* _Given entries_:
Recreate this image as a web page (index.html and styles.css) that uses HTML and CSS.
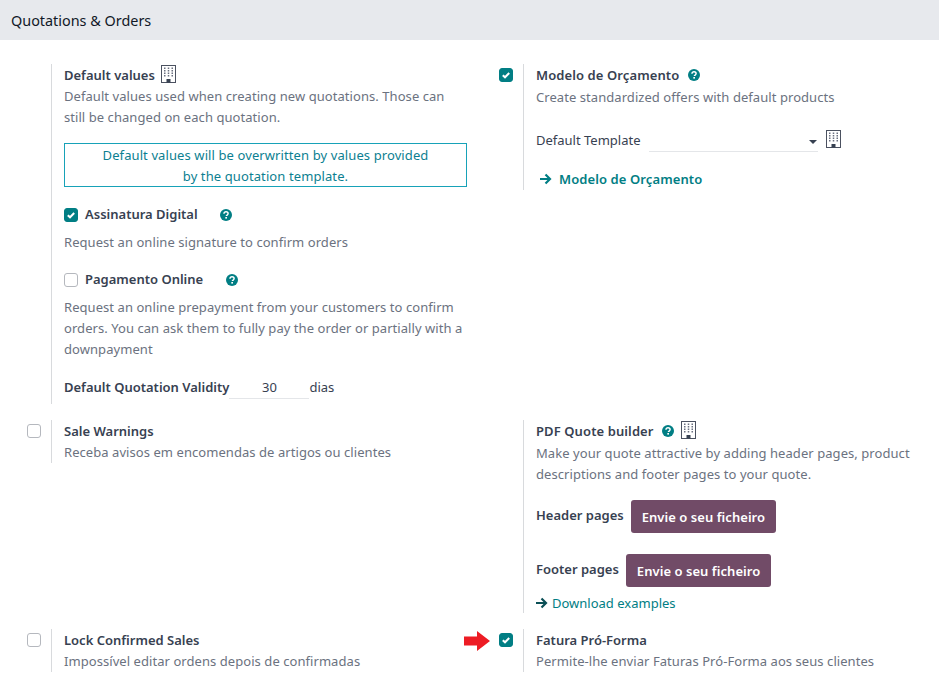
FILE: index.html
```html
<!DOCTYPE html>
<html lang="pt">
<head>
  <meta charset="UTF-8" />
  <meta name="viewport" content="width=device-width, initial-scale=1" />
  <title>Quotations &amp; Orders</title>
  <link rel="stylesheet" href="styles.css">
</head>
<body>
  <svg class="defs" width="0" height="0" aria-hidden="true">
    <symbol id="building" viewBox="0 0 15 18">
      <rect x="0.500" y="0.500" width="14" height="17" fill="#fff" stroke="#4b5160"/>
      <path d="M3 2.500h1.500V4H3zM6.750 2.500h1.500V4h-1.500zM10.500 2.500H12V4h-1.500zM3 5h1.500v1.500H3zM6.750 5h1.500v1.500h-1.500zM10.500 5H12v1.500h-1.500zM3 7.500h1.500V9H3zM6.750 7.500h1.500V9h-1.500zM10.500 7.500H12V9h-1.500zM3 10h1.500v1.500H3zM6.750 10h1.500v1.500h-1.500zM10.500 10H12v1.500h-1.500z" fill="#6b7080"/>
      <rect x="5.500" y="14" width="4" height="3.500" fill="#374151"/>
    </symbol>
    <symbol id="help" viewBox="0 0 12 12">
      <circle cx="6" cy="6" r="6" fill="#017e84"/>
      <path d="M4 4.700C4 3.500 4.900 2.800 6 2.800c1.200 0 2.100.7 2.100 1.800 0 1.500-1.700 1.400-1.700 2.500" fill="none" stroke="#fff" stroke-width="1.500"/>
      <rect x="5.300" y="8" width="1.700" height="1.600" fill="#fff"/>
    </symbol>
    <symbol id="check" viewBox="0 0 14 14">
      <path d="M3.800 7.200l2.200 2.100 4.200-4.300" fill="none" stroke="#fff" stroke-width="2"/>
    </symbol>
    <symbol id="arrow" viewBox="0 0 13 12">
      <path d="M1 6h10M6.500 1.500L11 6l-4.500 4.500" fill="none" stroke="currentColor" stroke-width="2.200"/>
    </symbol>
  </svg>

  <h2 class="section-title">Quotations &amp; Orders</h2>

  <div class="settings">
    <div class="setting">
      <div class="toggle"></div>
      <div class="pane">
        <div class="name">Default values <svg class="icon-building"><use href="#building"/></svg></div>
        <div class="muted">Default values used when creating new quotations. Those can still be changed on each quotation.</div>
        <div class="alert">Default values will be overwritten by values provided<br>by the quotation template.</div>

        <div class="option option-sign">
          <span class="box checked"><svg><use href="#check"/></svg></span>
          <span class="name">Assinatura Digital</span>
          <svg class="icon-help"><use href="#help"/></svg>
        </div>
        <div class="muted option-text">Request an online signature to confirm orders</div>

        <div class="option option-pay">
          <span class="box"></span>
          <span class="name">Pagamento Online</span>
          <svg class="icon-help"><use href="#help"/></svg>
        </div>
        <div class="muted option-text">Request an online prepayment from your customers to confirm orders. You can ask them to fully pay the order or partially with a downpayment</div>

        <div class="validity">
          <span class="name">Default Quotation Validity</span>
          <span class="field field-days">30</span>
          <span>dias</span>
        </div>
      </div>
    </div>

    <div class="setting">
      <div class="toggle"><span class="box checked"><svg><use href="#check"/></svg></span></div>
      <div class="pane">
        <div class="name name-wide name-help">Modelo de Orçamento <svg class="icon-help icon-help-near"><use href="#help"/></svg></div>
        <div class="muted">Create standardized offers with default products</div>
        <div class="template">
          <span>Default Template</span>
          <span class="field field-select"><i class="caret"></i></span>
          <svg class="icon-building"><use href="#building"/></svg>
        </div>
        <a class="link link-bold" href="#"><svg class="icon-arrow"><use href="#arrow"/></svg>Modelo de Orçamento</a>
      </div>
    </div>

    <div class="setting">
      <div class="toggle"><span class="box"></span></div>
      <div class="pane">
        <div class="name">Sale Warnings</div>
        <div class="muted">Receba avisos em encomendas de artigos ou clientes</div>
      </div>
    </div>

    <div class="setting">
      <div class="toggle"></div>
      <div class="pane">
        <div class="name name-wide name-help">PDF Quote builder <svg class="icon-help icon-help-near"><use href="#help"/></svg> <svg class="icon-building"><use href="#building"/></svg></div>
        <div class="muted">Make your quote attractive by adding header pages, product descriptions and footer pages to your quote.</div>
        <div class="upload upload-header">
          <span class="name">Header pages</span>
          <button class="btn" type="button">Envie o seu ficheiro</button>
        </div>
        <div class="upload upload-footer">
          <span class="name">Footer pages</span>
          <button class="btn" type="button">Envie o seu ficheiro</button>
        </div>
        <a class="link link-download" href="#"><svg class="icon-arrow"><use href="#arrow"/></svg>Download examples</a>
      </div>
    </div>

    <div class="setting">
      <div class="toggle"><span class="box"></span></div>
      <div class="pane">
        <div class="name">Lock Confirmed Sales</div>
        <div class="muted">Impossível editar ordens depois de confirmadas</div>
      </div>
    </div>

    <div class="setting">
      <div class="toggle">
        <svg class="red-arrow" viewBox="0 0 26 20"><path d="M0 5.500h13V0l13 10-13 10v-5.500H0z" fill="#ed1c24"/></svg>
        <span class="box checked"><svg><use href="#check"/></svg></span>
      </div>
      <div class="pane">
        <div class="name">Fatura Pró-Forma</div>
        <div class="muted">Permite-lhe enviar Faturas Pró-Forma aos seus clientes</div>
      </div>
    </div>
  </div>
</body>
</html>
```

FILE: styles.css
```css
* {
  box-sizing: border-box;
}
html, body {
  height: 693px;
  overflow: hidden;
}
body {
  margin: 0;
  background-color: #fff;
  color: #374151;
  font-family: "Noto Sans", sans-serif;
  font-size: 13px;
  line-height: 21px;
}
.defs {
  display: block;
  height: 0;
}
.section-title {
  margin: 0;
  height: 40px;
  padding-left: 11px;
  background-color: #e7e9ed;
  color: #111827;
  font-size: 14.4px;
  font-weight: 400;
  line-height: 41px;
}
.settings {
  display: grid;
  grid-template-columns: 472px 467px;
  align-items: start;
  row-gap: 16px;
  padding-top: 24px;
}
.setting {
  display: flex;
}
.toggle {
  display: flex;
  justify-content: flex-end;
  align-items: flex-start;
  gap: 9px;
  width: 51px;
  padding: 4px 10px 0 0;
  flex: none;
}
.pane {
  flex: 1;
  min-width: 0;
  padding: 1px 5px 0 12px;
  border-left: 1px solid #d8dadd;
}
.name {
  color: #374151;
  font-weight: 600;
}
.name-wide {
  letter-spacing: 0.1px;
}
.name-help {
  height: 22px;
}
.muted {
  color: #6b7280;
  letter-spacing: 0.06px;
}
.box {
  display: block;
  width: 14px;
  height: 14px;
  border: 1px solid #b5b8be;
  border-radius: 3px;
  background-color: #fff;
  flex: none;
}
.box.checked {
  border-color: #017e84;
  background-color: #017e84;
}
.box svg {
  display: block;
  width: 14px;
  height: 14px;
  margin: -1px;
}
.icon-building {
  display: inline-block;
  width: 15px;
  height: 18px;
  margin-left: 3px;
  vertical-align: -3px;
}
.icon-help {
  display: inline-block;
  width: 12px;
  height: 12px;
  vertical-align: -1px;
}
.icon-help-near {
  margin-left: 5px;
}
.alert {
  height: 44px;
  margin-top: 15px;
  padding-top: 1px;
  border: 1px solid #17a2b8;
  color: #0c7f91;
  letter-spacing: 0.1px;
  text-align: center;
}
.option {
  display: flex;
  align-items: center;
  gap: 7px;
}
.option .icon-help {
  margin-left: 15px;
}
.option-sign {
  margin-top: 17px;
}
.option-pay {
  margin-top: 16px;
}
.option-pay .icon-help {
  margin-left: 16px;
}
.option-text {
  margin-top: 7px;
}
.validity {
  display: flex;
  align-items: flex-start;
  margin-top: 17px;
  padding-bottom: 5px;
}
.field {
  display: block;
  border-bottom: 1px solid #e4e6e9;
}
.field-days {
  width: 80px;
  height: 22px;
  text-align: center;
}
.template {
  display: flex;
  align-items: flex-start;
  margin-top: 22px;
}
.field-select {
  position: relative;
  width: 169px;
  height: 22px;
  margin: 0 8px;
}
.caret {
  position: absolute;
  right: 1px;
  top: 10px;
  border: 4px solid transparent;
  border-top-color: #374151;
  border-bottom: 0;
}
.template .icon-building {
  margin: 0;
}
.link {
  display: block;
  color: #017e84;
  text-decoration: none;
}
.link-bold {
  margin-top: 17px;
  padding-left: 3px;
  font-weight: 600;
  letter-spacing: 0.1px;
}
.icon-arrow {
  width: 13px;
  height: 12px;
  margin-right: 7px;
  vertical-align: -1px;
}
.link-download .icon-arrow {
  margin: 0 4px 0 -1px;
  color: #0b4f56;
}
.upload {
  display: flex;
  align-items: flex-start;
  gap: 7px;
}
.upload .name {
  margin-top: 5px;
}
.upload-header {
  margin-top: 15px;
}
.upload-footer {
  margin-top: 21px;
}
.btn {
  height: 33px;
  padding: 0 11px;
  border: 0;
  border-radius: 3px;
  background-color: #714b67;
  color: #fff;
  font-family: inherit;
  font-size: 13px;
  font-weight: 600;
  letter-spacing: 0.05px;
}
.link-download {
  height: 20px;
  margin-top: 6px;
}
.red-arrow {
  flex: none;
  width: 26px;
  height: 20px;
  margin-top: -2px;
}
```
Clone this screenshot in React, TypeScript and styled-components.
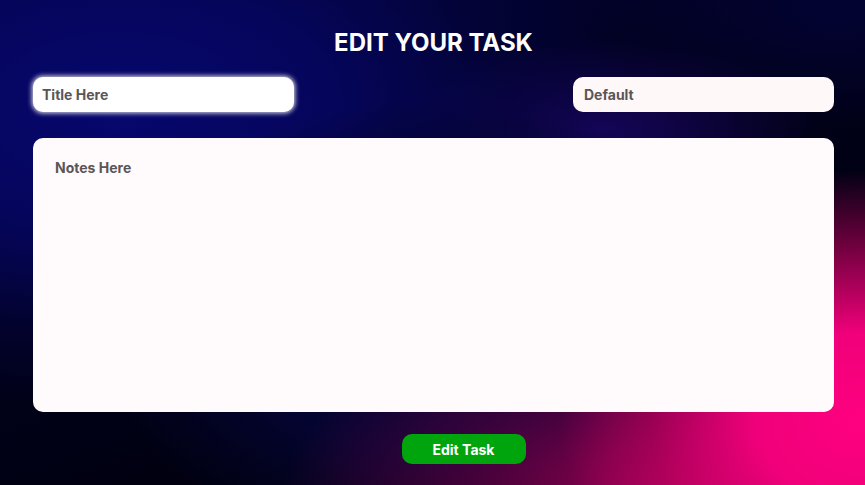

* _Stated problem_:
Gather up the lines containing the word "index" from these records and copy them.

* _Answer for this exercise_:
Recreate this image as a web page (index.html and styles.css) that uses HTML and CSS.
FILE: index.html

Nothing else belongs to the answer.